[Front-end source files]
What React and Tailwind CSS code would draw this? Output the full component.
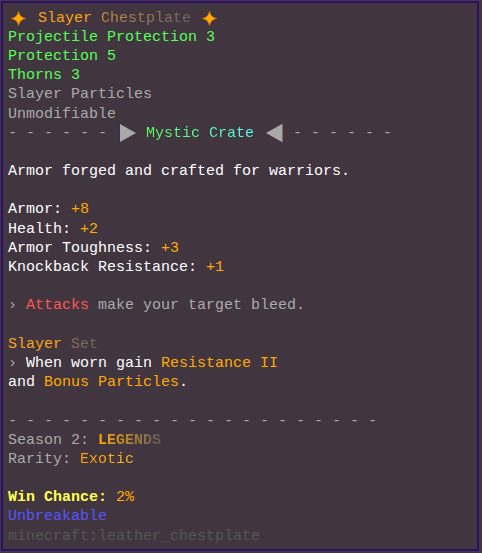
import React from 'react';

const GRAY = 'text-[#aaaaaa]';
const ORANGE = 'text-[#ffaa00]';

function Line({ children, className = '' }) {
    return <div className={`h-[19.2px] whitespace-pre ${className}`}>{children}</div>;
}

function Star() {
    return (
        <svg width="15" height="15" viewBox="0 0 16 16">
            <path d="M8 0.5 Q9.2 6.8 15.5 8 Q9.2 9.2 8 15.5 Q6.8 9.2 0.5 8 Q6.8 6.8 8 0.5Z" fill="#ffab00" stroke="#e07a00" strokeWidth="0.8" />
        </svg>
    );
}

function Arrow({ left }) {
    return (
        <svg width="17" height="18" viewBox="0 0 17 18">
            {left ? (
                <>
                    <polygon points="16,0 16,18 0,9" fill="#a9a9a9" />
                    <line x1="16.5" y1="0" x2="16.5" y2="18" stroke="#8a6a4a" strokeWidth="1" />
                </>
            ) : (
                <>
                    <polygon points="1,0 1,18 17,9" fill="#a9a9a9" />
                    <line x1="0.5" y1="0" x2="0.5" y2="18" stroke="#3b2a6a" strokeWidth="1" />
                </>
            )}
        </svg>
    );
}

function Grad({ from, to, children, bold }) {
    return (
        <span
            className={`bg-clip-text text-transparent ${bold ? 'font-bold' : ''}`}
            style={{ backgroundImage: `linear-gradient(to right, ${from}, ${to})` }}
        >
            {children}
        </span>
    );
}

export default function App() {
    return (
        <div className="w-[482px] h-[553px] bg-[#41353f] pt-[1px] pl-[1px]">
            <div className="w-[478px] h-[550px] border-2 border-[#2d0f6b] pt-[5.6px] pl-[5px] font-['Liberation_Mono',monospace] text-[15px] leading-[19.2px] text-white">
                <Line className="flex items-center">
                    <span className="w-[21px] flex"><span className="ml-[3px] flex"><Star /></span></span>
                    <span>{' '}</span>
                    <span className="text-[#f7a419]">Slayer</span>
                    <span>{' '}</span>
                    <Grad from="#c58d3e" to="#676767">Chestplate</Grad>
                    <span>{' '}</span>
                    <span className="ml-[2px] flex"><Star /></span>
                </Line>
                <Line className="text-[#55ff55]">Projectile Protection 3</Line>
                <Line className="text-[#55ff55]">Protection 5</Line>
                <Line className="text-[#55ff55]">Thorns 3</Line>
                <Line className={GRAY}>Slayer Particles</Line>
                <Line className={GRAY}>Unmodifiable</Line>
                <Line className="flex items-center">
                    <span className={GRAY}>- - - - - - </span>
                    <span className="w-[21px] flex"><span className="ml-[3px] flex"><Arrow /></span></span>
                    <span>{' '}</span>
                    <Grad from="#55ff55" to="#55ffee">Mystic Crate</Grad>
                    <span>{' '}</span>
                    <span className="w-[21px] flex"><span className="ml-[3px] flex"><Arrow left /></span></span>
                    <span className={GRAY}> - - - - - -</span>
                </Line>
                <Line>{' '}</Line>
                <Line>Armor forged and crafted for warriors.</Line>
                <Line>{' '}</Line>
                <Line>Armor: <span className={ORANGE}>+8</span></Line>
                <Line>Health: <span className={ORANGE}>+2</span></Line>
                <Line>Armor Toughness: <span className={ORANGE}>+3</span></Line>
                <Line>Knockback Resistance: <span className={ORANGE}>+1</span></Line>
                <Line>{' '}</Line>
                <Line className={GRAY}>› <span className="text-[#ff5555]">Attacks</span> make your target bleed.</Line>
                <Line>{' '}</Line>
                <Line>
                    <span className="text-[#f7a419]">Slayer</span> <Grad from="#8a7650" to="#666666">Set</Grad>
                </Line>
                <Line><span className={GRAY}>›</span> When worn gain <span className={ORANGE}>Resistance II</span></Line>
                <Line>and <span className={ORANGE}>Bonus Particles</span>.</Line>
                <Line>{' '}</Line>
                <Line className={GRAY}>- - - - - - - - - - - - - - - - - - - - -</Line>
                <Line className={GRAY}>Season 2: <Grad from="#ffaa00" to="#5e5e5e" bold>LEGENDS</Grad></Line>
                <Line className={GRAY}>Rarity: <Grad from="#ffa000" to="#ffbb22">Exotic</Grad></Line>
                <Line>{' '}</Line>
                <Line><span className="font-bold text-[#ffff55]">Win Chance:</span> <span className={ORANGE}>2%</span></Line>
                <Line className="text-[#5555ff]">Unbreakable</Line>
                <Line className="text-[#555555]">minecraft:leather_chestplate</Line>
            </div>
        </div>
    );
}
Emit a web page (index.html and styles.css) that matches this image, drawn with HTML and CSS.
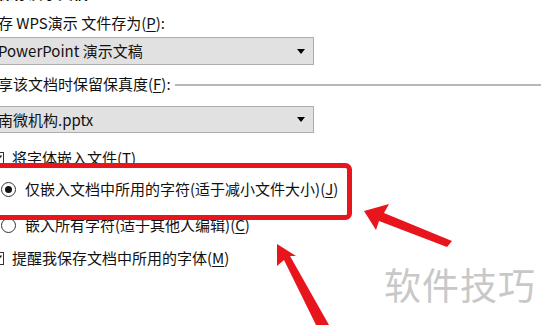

TASK> Copy every line of the listing that includes the string "this".

THE ANSWER>
What React and Tailwind CSS code would draw this? Output the full component.
Emit a web page (index.html and styles.css) that matches this image, drawn with HTML and CSS.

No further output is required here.